Optimisation of Coating Protocols for Etched Fibre Bragg Grating Sensors and Applications in Sensing

Abstract

Fibre Bragg grating sensors, characterised by high sensitivity, flexibility, and immunity to electromagnetic interference, have found applications in commercial-grade temperature and strain sensors. Removing the clad, partially or entirely, and a subsequent functional coating provide etched Fibre Bragg grating (eFBG) sensors with an additional evanescent sensing capability. The eFBG sensors, despite their enhanced sensitivity, small footprint, and multimodal & multiplexing capability, face a significant challenge in reproducing the uniform functional coating. This thesis addresses the issue of obtaining reproducible functional coatings on eFBG sensors.

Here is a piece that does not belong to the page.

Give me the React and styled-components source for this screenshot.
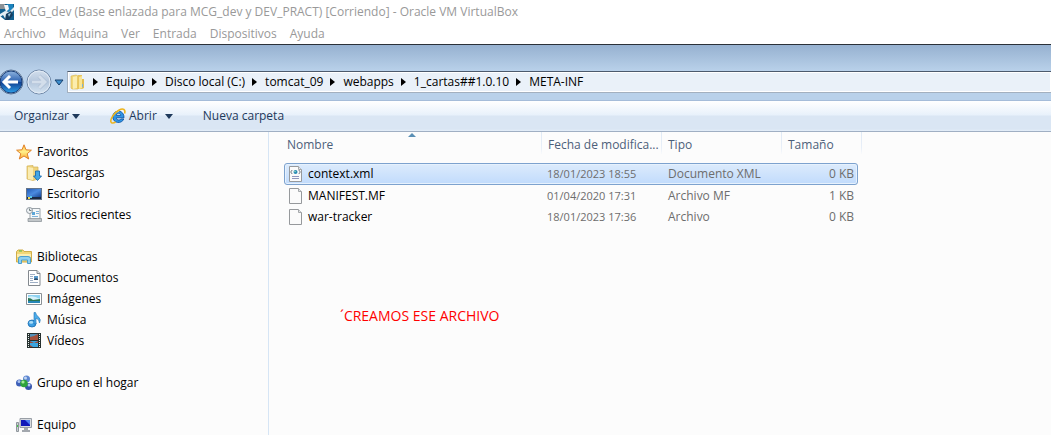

As a demonstration of the efficacy of functionalised FBGs, few bio-sensing applications have been demonstrated. In this thesis work, appropriate coating techniques, including drop cast, spin, and electrospinning methods, are adopted to give a uniform coating on the eFBG sensor depending on the functionalisation material (chemical compound, 2D, and polymer). The performance of the coating is evaluated by an application that is biological or chemical. The sensor performance is characterised by sensitivity, dynamic range, specificity, reproducibility, and long-term stability. This thesis demonstrates that adopting the proper coating protocol enables the eFBG sensor to function in a non-traditional way. The bifunctionality of eFBG, both for drug delivery and measurement of the delivered dosage, are demonstrated. The multiplexing of this feature and imaging, like endoscopes, on a single optic fibre can translate eFBG sensors as a standalone platform for non-invasive targeted drug delivery, measurement of delivery effectiveness, and imaging of the targeted cell.